Re: [PATCH bpf-next v6 06/34] bpf: prepare for memcg-based memory accounting for bpf maps

From: Daniel Borkmann
Date: Wed Nov 18 2020 - 05:23:35 EST


On 11/18/20 2:28 AM, Roman Gushchin wrote:
On Tue, Nov 17, 2020 at 05:11:00PM -0800, Alexei Starovoitov wrote:
On Tue, Nov 17, 2020 at 5:07 PM Roman Gushchin <guro@xxxxxx> wrote:
On Tue, Nov 17, 2020 at 04:46:34PM -0800, Roman Gushchin wrote:
On Wed, Nov 18, 2020 at 01:06:17AM +0100, Daniel Borkmann wrote:
On 11/17/20 4:40 AM, Roman Gushchin wrote:
In the absolute majority of cases if a process is making a kernel
allocation, it's memory cgroup is getting charged.

Bpf maps can be updated from an interrupt context and in such
case there is no process which can be charged. It makes the memory
accounting of bpf maps non-trivial.

Fortunately, after commit 4127c6504f25 ("mm: kmem: enable kernel
memcg accounting from interrupt contexts") and b87d8cefe43c
("mm, memcg: rework remote charging API to support nesting")
it's finally possible.

To do it, a pointer to the memory cgroup of the process which created
the map is saved, and this cgroup is getting charged for all
allocations made from an interrupt context.

Allocations made from a process context will be accounted in a usual way.

Signed-off-by: Roman Gushchin <guro@xxxxxx>
Acked-by: Song Liu <songliubraving@xxxxxx>
[...]
+#ifdef CONFIG_MEMCG_KMEM
+static __always_inline int __bpf_map_update_elem(struct bpf_map *map, void *key,
+ void *value, u64 flags)
+{
+ struct mem_cgroup *old_memcg;
+ bool in_interrupt;
+ int ret;
+
+ /*
+ * If update from an interrupt context results in a memory allocation,
+ * the memory cgroup to charge can't be determined from the context
+ * of the current task. Instead, we charge the memory cgroup, which
+ * contained a process created the map.
+ */
+ in_interrupt = in_interrupt();
+ if (in_interrupt)
+ old_memcg = set_active_memcg(map->memcg);
+
+ ret = map->ops->map_update_elem(map, key, value, flags);
+
+ if (in_interrupt)
+ set_active_memcg(old_memcg);
+
+ return ret;

Hmm, this approach here won't work, see also commit 09772d92cd5a ("bpf: avoid
retpoline for lookup/update/delete calls on maps") which removes the indirect
call, so the __bpf_map_update_elem() and therefore the set_active_memcg() is
not invoked for the vast majority of cases.

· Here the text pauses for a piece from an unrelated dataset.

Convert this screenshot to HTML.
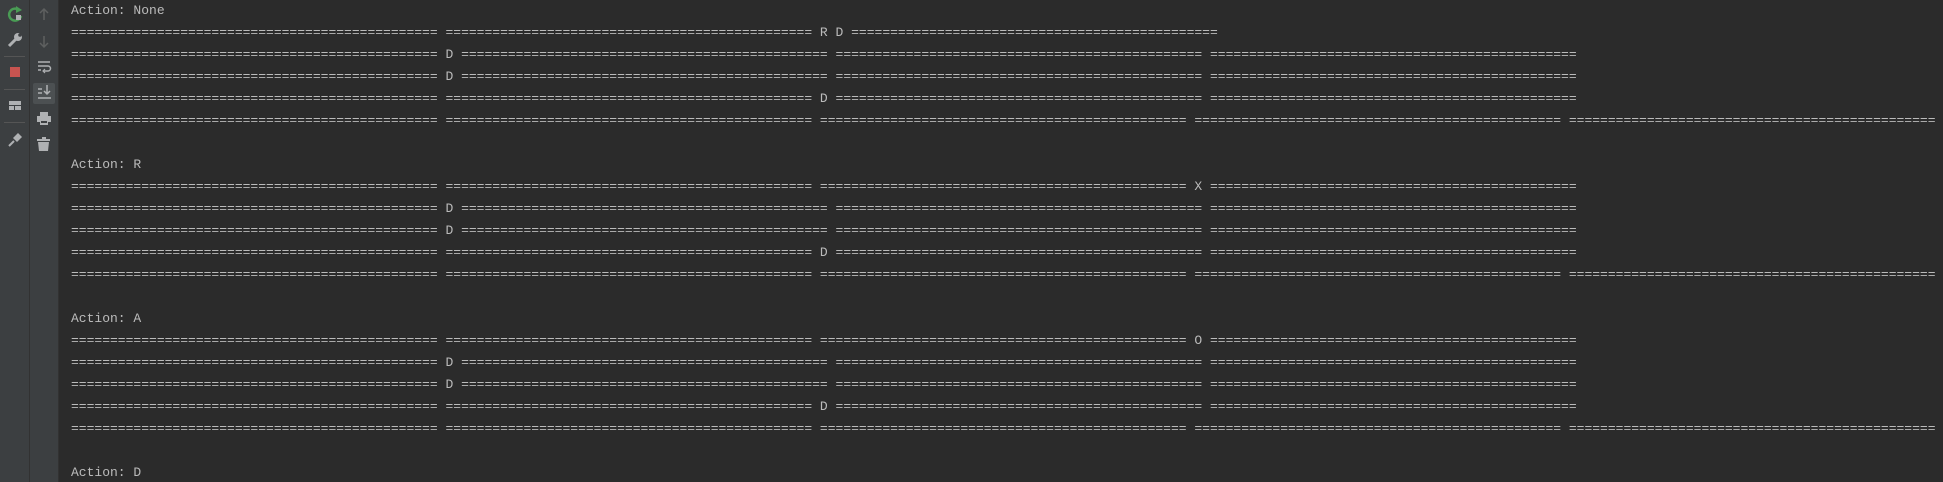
<!DOCTYPE html><html><head><style>
body{margin:0;width:1943px;height:482px;background:#2b2b2b;overflow:hidden;position:relative}
.b1{position:absolute;left:0;top:0;width:29px;height:482px;background:#3c3f41;border-right:1px solid #323232}
.b2{position:absolute;left:30px;top:0;width:28px;height:482px;background:#3c3f41;border-right:1px solid #323232}
pre{position:absolute;left:71px;top:0;width:1872px;height:482px;overflow:hidden;margin:0;font:13px/22px "Liberation Mono",monospace;color:#bbbbbb;white-space:pre}
svg{position:absolute;left:0;top:0}
</style></head><body>
<div class="b1"></div><div class="b2"></div>
<svg width="60" height="160">
<path d="M19 10 A6 6 0 1 0 21 16" stroke="#499c54" stroke-width="2.5" fill="none"/><path d="M16 6 L22 10 L16 13Z" fill="#499c54"/><rect x="16" y="15" width="5" height="5" fill="#afb1b3"/>
<path d="M9 46 L16 39" stroke="#afb1b3" stroke-width="3"/><circle cx="18" cy="37" r="4" fill="#afb1b3"/><circle cx="20" cy="35" r="1.8" fill="#3c3f41"/>
<rect x="4" y="56" width="21" height="1" fill="#555"/>
<rect x="10" y="67" width="10" height="10" fill="#c75450"/>
<rect x="4" y="89" width="21" height="1" fill="#555"/>
<rect x="9" y="101" width="12" height="4" fill="#afb1b3"/><rect x="9" y="106" width="5" height="4" fill="#afb1b3"/><rect x="15" y="106" width="6" height="4" fill="#afb1b3"/>
<rect x="4" y="122" width="21" height="1" fill="#555"/>
<path d="M9 146 L14 141" stroke="#afb1b3" stroke-width="2"/><path d="M13 138 L18 133 L22 137 L17 142Z" fill="#afb1b3"/>
<path d="M44 9 V20 M40 13 L44 9 L48 13" stroke="#5e6060" stroke-width="1.5" fill="none"/>
<path d="M44 36 V47 M40 43 L44 47 L48 43" stroke="#5e6060" stroke-width="1.5" fill="none"/>
<path d="M38 62 H50 M38 66 H48 A2.5 2.5 0 0 1 48 71 H44 M38 70 H41" stroke="#afb1b3" stroke-width="1.5" fill="none"/><path d="M45 69 L43 71 L45 73" stroke="#afb1b3" stroke-width="1.2" fill="none"/>
<rect x="33" y="83" width="22" height="21" rx="2" fill="#4c5052"/>
<path d="M38 89 H42 M38 93 H42 M38 98 H51 M47 85 V94 M44 91 L47 94 L50 91" stroke="#afb1b3" stroke-width="1.5" fill="none"/>
<rect x="40" y="112" width="8" height="4" fill="#afb1b3"/><rect x="37" y="116" width="14" height="6" fill="#afb1b3"/><rect x="40" y="120" width="8" height="5" fill="#afb1b3"/><rect x="41" y="121" width="6" height="2" fill="#3c3f41"/>
<rect x="37" y="139" width="13" height="2" fill="#afb1b3"/><rect x="42" y="137" width="4" height="2" fill="#afb1b3"/><path d="M38 142 H49 L48 151 H39Z" fill="#afb1b3"/>
</svg>
<pre id="o"></pre>
<script>
const E='='.repeat(47);
function r(a){return a.map(x=>x=='E'?E:x).join(' ')}
let L=[];
function blk(name,first){L.push('Action: '+name);L.push(r(first));L.push(r(['E','D','E','E','E']));L.push(r(['E','D','E','E','E']));L.push(r(['E','E','D','E','E']));L.push(r(['E','E','E','E','E']));L.push('');}
blk('None',['E','E','R','D','E']);
blk('R',['E','E','E','X','E']);
blk('A',['E','E','E','O','E']);
L.push('Action: D');
document.getElementById('o').textContent=L.join('\n');
</script>
</body></html>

I see. Well, the first option is to move these calls into map-specific update
functions, but the list is relatively long:
nsim_map_update_elem()
cgroup_storage_update_elem()
htab_map_update_elem()
htab_percpu_map_update_elem()
dev_map_update_elem()
dev_map_hash_update_elem()
trie_update_elem()
cpu_map_update_elem()
bpf_pid_task_storage_update_elem()
bpf_fd_inode_storage_update_elem()
bpf_fd_sk_storage_update_elem()
sock_map_update_elem()
xsk_map_update_elem()

Alternatively, we can set the active memcg for the whole duration of bpf
execution. It's simpler, but will add some overhead. Maybe we can somehow
mark programs calling into update helpers and skip all others?

Actually, this is problematic if a program updates several maps, because
in theory they can belong to different cgroups.
So it seems that the first option is the way to go. Do you agree?

May be instead of kmalloc_node() that is used by most of the map updates
introduce bpf_map_kmalloc_node() that takes a map pointer as an argument?
And do set_memcg inside?

I suspect it's not only kmalloc_node(), but if there will be 2-3 allocation
helpers, it sounds like a good idea to me! I'll try and get back with v7 soon.

Could this be baked into kmalloc*() API itself given we also need to pass in
__GFP_ACCOUNT everywhere, so we'd have a new API with additional argument where
we pass the memcg pointer to tell it directly where to account it for instead of
having to have the extra set_active_memcg() set/restore dance via BPF wrapper?
It seems there would be not much specifics on BPF itself and if it's more generic
it could also be used by other subsystems.